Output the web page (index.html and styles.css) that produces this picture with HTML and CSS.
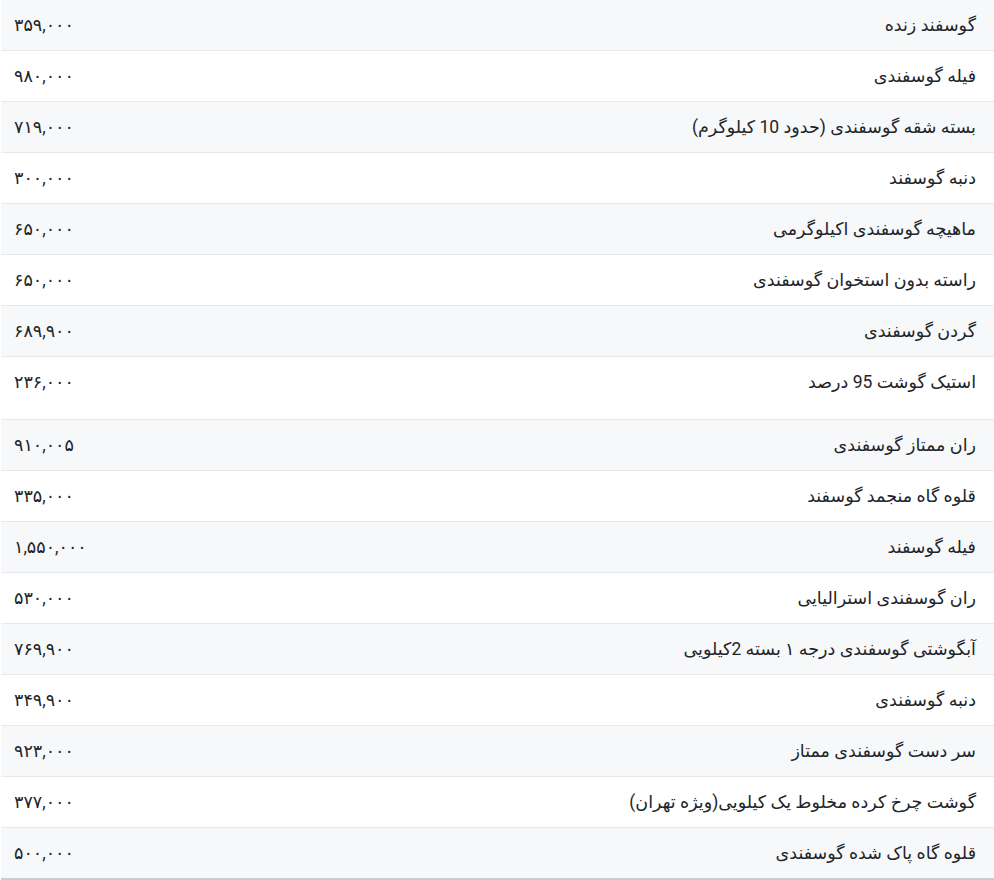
FILE: index.html
```html
<!DOCTYPE html>
<html lang="fa" dir="rtl">
<head>
<meta charset="utf-8">
<link rel="stylesheet" href="styles.css">
</head>
<body>
<table class="prices">
<tbody>
<tr><td class="name">گوسفند زنده</td><td class="price">۳۵۹,۰۰۰</td></tr>
<tr><td class="name">فیله گوسفندی</td><td class="price">۹۸۰,۰۰۰</td></tr>
<tr><td class="name">بسته شقه گوسفندی (حدود 10 کیلوگرم)</td><td class="price">۷۱۹,۰۰۰</td></tr>
<tr><td class="name">دنبه گوسفند</td><td class="price">۳۰۰,۰۰۰</td></tr>
<tr><td class="name">ماهیچه گوسفندی اکیلوگرمی</td><td class="price">۶۵۰,۰۰۰</td></tr>
<tr><td class="name">راسته بدون استخوان گوسفندی</td><td class="price">۶۵۰,۰۰۰</td></tr>
<tr><td class="name">گردن گوسفندی</td><td class="price">۶۸۹,۹۰۰</td></tr>
<tr class="tall"><td class="name">استیک گوشت 95 درصد</td><td class="price">۲۳۶,۰۰۰</td></tr>
<tr><td class="name">ران ممتاز گوسفندی</td><td class="price">۹۱۰,۰۰۵</td></tr>
<tr><td class="name">قلوه گاه منجمد گوسفند</td><td class="price">۳۳۵,۰۰۰</td></tr>
<tr><td class="name">فیله گوسفند</td><td class="price">۱,۵۵۰,۰۰۰</td></tr>
<tr><td class="name">ران گوسفندی استرالیایی</td><td class="price">۵۳۰,۰۰۰</td></tr>
<tr><td class="name">آبگوشتی گوسفندی درجه ۱ بسته 2کیلویی</td><td class="price">۷۶۹,۹۰۰</td></tr>
<tr><td class="name">دنبه گوسفندی</td><td class="price">۳۴۹,۹۰۰</td></tr>
<tr><td class="name">سر دست گوسفندی ممتاز</td><td class="price">۹۲۳,۰۰۰</td></tr>
<tr><td class="name">گوشت چرخ کرده مخلوط یک کیلویی(ویژه تهران)</td><td class="price">۳۷۷,۰۰۰</td></tr>
<tr><td class="name">قلوه گاه پاک شده گوسفندی</td><td class="price">۵۰۰,۰۰۰</td></tr>
</tbody>
</table>
</body>
</html>
```
FILE: styles.css
```css
html, body {
  margin: 0;
  padding: 0;
  background: #ffffff;
}
body {
  font-family: Roboto, "DejaVu Sans", sans-serif;
  color: #212529;
}
.prices {
  width: 993px;
  border-collapse: collapse;
  border-bottom: 2px solid #c7ccd6;
}
.prices td {
  font-size: 17.5px;
  line-height: 26px;
  padding: 12px 18px 12px 13px;
  border-top: 1px solid #e6e8ec;
  vertical-align: top;
}
.prices tr:first-child td {
  border-top: none;
}
.prices tr:nth-child(odd) td {
  background: #f7f8fa;
}
.prices .name {
  text-align: right;
}
.prices .price {
  text-align: left;
  width: 120px;
  padding-left: 13px;
}
.prices tr.tall td {
  padding-bottom: 24px;
}
```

## THE EXERCISE
Your task is to reproduce all of the material exactly. The pictures stay out.

## SOLUTION
Output the web page (index.html and styles.css) that produces this picture with HTML and CSS.
FILE: index.html
```html
<!DOCTYPE html>
<html lang="fa" dir="rtl">
<head>
<meta charset="utf-8">
<link rel="stylesheet" href="styles.css">
</head>
<body>
<table class="prices">
<tbody>
<tr><td class="name">گوسفند زنده</td><td class="price">۳۵۹,۰۰۰</td></tr>
<tr><td class="name">فیله گوسفندی</td><td class="price">۹۸۰,۰۰۰</td></tr>
<tr><td class="name">بسته شقه گوسفندی (حدود 10 کیلوگرم)</td><td class="price">۷۱۹,۰۰۰</td></tr>
<tr><td class="name">دنبه گوسفند</td><td class="price">۳۰۰,۰۰۰</td></tr>
<tr><td class="name">ماهیچه گوسفندی اکیلوگرمی</td><td class="price">۶۵۰,۰۰۰</td></tr>
<tr><td class="name">راسته بدون استخوان گوسفندی</td><td class="price">۶۵۰,۰۰۰</td></tr>
<tr><td class="name">گردن گوسفندی</td><td class="price">۶۸۹,۹۰۰</td></tr>
<tr class="tall"><td class="name">استیک گوشت 95 درصد</td><td class="price">۲۳۶,۰۰۰</td></tr>
<tr><td class="name">ران ممتاز گوسفندی</td><td class="price">۹۱۰,۰۰۵</td></tr>
<tr><td class="name">قلوه گاه منجمد گوسفند</td><td class="price">۳۳۵,۰۰۰</td></tr>
<tr><td class="name">فیله گوسفند</td><td class="price">۱,۵۵۰,۰۰۰</td></tr>
<tr><td class="name">ران گوسفندی استرالیایی</td><td class="price">۵۳۰,۰۰۰</td></tr>
<tr><td class="name">آبگوشتی گوسفندی درجه ۱ بسته 2کیلویی</td><td class="price">۷۶۹,۹۰۰</td></tr>
<tr><td class="name">دنبه گوسفندی</td><td class="price">۳۴۹,۹۰۰</td></tr>
<tr><td class="name">سر دست گوسفندی ممتاز</td><td class="price">۹۲۳,۰۰۰</td></tr>
<tr><td class="name">گوشت چرخ کرده مخلوط یک کیلویی(ویژه تهران)</td><td class="price">۳۷۷,۰۰۰</td></tr>
<tr><td class="name">قلوه گاه پاک شده گوسفندی</td><td class="price">۵۰۰,۰۰۰</td></tr>
</tbody>
</table>
</body>
</html>
```
FILE: styles.css
```css
html, body {
  margin: 0;
  padding: 0;
  background: #ffffff;
}
body {
  font-family: Roboto, "DejaVu Sans", sans-serif;
  color: #212529;
}
.prices {
  width: 993px;
  border-collapse: collapse;
  border-bottom: 2px solid #c7ccd6;
}
.prices td {
  font-size: 17.5px;
  line-height: 26px;
  padding: 12px 18px 12px 13px;
  border-top: 1px solid #e6e8ec;
  vertical-align: top;
}
.prices tr:first-child td {
  border-top: none;
}
.prices tr:nth-child(odd) td {
  background: #f7f8fa;
}
.prices .name {
  text-align: right;
}
.prices .price {
  text-align: left;
  width: 120px;
  padding-left: 13px;
}
.prices tr.tall td {
  padding-bottom: 24px;
}
```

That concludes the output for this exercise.